Fig. 3: Evolution of the non-reciprocal response with changing chemical potential.

a, R versus V_g data of device 3, section 5, in a narrow range of V_g, in which the chemical potential was changed near the charge neutrality point (for a wider range of V_g, see Supplementary Fig. 11a). The peaks in R occur when the bottom of one of the quantum-confined subbands is crossed by the chemical potential; the coloured thin lines show seven individual V_g sweeps and the thick black line shows their mean. b, Mean \({R}_{2\omega }^{{\rm{A}}}\) values at B_z = 50 mT for various gate voltages in the range corresponding to that in a.
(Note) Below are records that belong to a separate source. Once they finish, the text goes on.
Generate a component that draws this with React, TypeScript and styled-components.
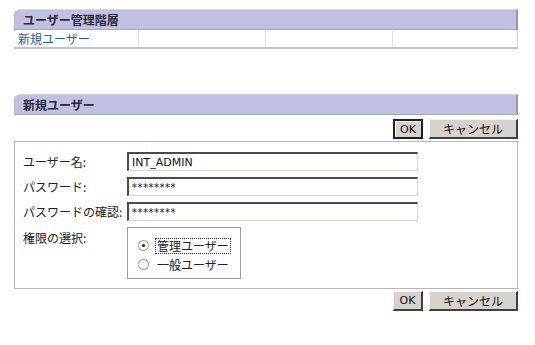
import styled, { createGlobalStyle } from 'styled-components';

const GlobalStyle = createGlobalStyle`
	body {
		margin: 0;
		background: #ffffff;
		font-family: 'Noto Sans CJK JP', 'DejaVu Sans', sans-serif;
		font-size: 12px;
		color: #222;
	}
`;

const Page = styled.div`
	width: 504px;
	padding: 9px 0 0 14px;
`;

const SectionHeader = styled.div`
	height: 19px;
	display: flex;
	align-items: center;
	padding-left: 8px;
	background: #c0c0e1;
	border-top: 1px solid #d6d6dc;
	border-left: 1px solid #b8b8c8;
	border-right: 2px solid #9a9a9a;
	border-bottom: 1px solid #a8a8b0;
	border-top-left-radius: 6px;
	font-weight: bold;
	font-size: 12px;
	color: #2a2a3a;
`;

const TreeRow = styled.div`
	display: grid;
	grid-template-columns: 125px 127px 127px 1fr;
	height: 17px;
	border-bottom: 2px solid #c4c4c4;
`;

const TreeCell = styled.div`
	display: flex;
	align-items: center;
	padding-left: 4px;
	border-right: 1px solid #e2e2e2;
	&:last-child {
		border-right: 1px solid #d0d0d0;
	}
`;

const TreeLink = styled.a`
	color: #1c5fb0;
	text-decoration: none;
	font-size: 12px;
`;

const Spacer = styled.div`
	height: 45px;
`;

const ButtonBar = styled.div<{ $top: number }>`
	display: flex;
	justify-content: flex-end;
	gap: 6px;
	padding: ${(p) => p.$top}px 0 2px;
`;

const Button = styled.button<{ $w: number; $focus?: boolean }>`
	width: ${(p) => p.$w}px;
	height: 20px;
	padding: 0;
	background: #d6d3cc;
	font-family: 'DejaVu Sans', 'Noto Sans CJK JP', sans-serif;
	font-size: 11px;
	color: #111;
	border-style: solid;
	border-width: 1px 2px 2px 1px;
	border-color: #f4f4f4 #404040 #404040 #f4f4f4;
	${(p) =>
		p.$focus &&
		`
		border: 2px solid #202020;
		box-shadow: inset 1px 1px 0 #fff;
	`}
`;

const CancelLabel = styled.span`
	font-family: 'Noto Sans CJK JP', sans-serif;
	font-size: 12px;
`;

const Panel = styled.div`
	border: 1px solid #b8b8b8;
	padding: 10px 0 9px 8px;
	display: grid;
	grid-template-columns: 104px 291px;
	row-gap: 6px;
	align-items: center;
`;

const Label = styled.div<{ $top?: boolean }>`
	font-size: 12px;
	color: #222;
	align-self: ${(p) => (p.$top ? 'start' : 'center')};
	padding-top: ${(p) => (p.$top ? '2px' : '0')};
`;

const Field = styled.input<{ $mask?: boolean }>`
	box-sizing: border-box;
	width: 291px;
	height: 19px;
	padding: 0 3px;
	margin: 0;
	border-style: solid;
	border-width: 2px 1px 1px 2px;
	border-color: #4a4a4a #d8d8d0 #d8d8d0 #4a4a4a;
	background: #fff;
	font-family: 'DejaVu Sans', sans-serif;
	font-size: ${(p) => (p.$mask ? '10px' : '11px')};
	letter-spacing: ${(p) => (p.$mask ? '0.5px' : '0')};
	color: #111;
	outline: none;
`;

const RadioBox = styled.div`
	box-sizing: border-box;
	width: 114px;
	height: 52px;
	margin-top: 0;
	border: 1px solid #9c9c9c;
	padding: 9px 0 0 10px;
	display: flex;
	flex-direction: column;
	gap: 2px;
`;

const RadioRow = styled.label`
	display: flex;
	align-items: center;
	gap: 6px;
	height: 17px;
	font-size: 12px;
`;

const RadioDot = styled.span<{ $on?: boolean }>`
	width: 9px;
	height: 9px;
	border-radius: 50%;
	border: 1px solid #9a9a9a;
	background: #fff;
	display: inline-flex;
	align-items: center;
	justify-content: center;
	&::after {
		content: '';
		width: 3px;
		height: 3px;
		border-radius: 50%;
		background: ${(p) => (p.$on ? '#222' : 'transparent')};
	}
`;

const RadioText = styled.span<{ $focus?: boolean }>`
	padding: 0 1px;
	border: 1px dotted ${(p) => (p.$focus ? '#333' : 'transparent')};
	line-height: 14px;
`;

const App = () => {
	return (
		<>
			<GlobalStyle />
			<Page>
				<SectionHeader>ユーザー管理階層</SectionHeader>
				<TreeRow>
					<TreeCell>
						<TreeLink href="#">新規ユーザー</TreeLink>
					</TreeCell>
					<TreeCell />
					<TreeCell />
					<TreeCell />
				</TreeRow>
				<Spacer />
				<SectionHeader>新規ユーザー</SectionHeader>
				<ButtonBar $top={4}>
					<Button $w={30} $focus>OK</Button>
					<Button $w={89}>
						<CancelLabel>キャンセル</CancelLabel>
					</Button>
				</ButtonBar>
				<Panel>
					<Label>ユーザー名:</Label>
					<Field defaultValue="INT_ADMIN" />
					<Label>パスワード:</Label>
					<Field $mask defaultValue="********" />
					<Label>パスワードの確認:</Label>
					<Field $mask defaultValue="********" />
					<Label $top>権限の選択:</Label>
					<RadioBox>
						<RadioRow>
							<RadioDot $on />
							<RadioText $focus>管理ユーザー</RadioText>
						</RadioRow>
						<RadioRow>
							<RadioDot />
							<RadioText>一般ユーザー</RadioText>
						</RadioRow>
					</RadioBox>
				</Panel>
				<ButtonBar $top={2}>
					<Button $w={30}>OK</Button>
					<Button $w={89}>
						<CancelLabel>キャンセル</CancelLabel>
					</Button>
				</ButtonBar>
			</Page>
		</>
	);
};

export default App;
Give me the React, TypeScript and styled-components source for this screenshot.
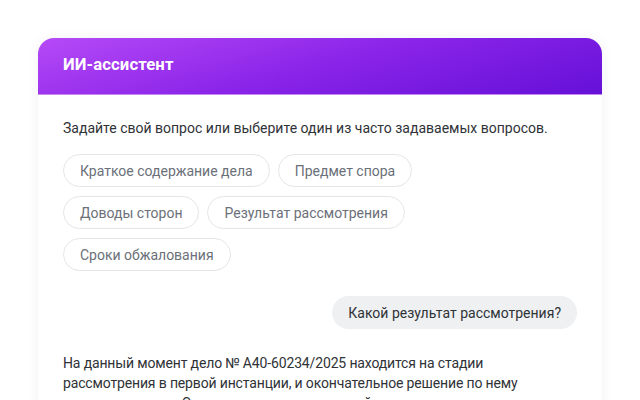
import React from "react";
import styled, { createGlobalStyle } from "styled-components";

const Global = createGlobalStyle`
  html, body { margin: 0; padding: 0; background: #ffffff; }
  body { font-family: Roboto, "Noto Sans", Arial, sans-serif; -webkit-font-smoothing: antialiased; }
  * { box-sizing: border-box; }
`;

const Page = styled.div`
  width: 640px;
  height: 400px;
  overflow: hidden;
  padding: 38px 38px 0 38px;
`;

const Card = styled.div`
  width: 564px;
  border-radius: 16px 16px 0 0;
  background: #ffffff;
  box-shadow: 0 0 14px rgba(0, 0, 0, 0.05);
  overflow: hidden;
  height: 400px;
`;

const Header = styled.div`
  height: 57px;
  display: flex;
  align-items: center;
  padding: 0 25px 4px;
  background: linear-gradient(165deg, #b64af7 0%, #8a24e8 50%, #6510d8 100%);
  border-bottom: 1px solid #c48af2;
`;

const Title = styled.h1`
  margin: 0;
  color: #ffffff;
  font-size: 16.7px;
  font-weight: 700;
  letter-spacing: 0.1px;
`;

const Body = styled.div`
  padding: 23px 25px 0;
  display: flex;
  flex-direction: column;
`;

const Intro = styled.p`
  margin: 0;
  font-size: 14px;
  line-height: 20px;
  color: #2f3237;
`;

const Chips = styled.div`
  margin-top: 16px;
  display: flex;
  flex-wrap: wrap;
  gap: 9px 8px;
  max-width: 360px;
`;

const Chip = styled.button`
  height: 33px;
  padding: 0 16px;
  border: 1px solid #e3e5e8;
  border-radius: 17px;
  background: #ffffff;
  color: #6b7079;
  font-family: inherit;
  font-size: 14px;
  white-space: nowrap;
  cursor: pointer;
`;

const UserRow = styled.div`
  margin-top: 25px;
  display: flex;
  justify-content: flex-end;
`;

const UserBubble = styled.div`
  height: 33px;
  display: flex;
  align-items: center;
  padding: 0 16px;
  border-radius: 17px;
  background: #eef0f2;
  color: #2f3237;
  font-size: 14px;
`;

const Answer = styled.p`
  margin: 24px 0 0;
  max-width: 470px;
  font-size: 14px;
  letter-spacing: -0.15px;
  line-height: 20px;
  color: #2f3237;
`;

const chips = [
  "Краткое содержание дела",
  "Предмет спора",
  "Доводы сторон",
  "Результат рассмотрения",
  "Сроки обжалования",
];

export default function App() {
  return (
    <>
      <Global />
      <Page>
        <Card>
          <Header>
            <Title>ИИ-ассистент</Title>
          </Header>
          <Body>
            <Intro>Задайте свой вопрос или выберите один из часто задаваемых вопросов.</Intro>
            <Chips>
              {chips.map((c) => (
                <Chip key={c}>{c}</Chip>
              ))}
            </Chips>
            <UserRow>
              <UserBubble>Какой результат рассмотрения?</UserBubble>
            </UserRow>
            <Answer>
              На данный момент дело № А40-60234/2025 находится на стадии рассмотрения в первой инстанции, и окончательное решение по нему еще не вынесено. Сумма взыскания на данный момент составляет
            </Answer>
          </Body>
        </Card>
      </Page>
    </>
  );
}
The zero crossings of \({R}_{2\omega }^{{\rm{A}}}\) roughly correspond to the peaks and dips in R(V_g), and thereby are linked to the quantum-confined subbands. Error bars are defined using the standard deviation of ten individual B-field sweeps. c, Averaged \({R}_{2\omega }^{{\rm{A}}}({B}_{z})\) curves at various V_g settings, from which the data points in b were calculated (data points and curves are coloured correspondingly). The systematic change in the \({R}_{2\omega }^{{\rm{A}}}({B}_{z})\) behaviour as a function of V_g is clearly visible.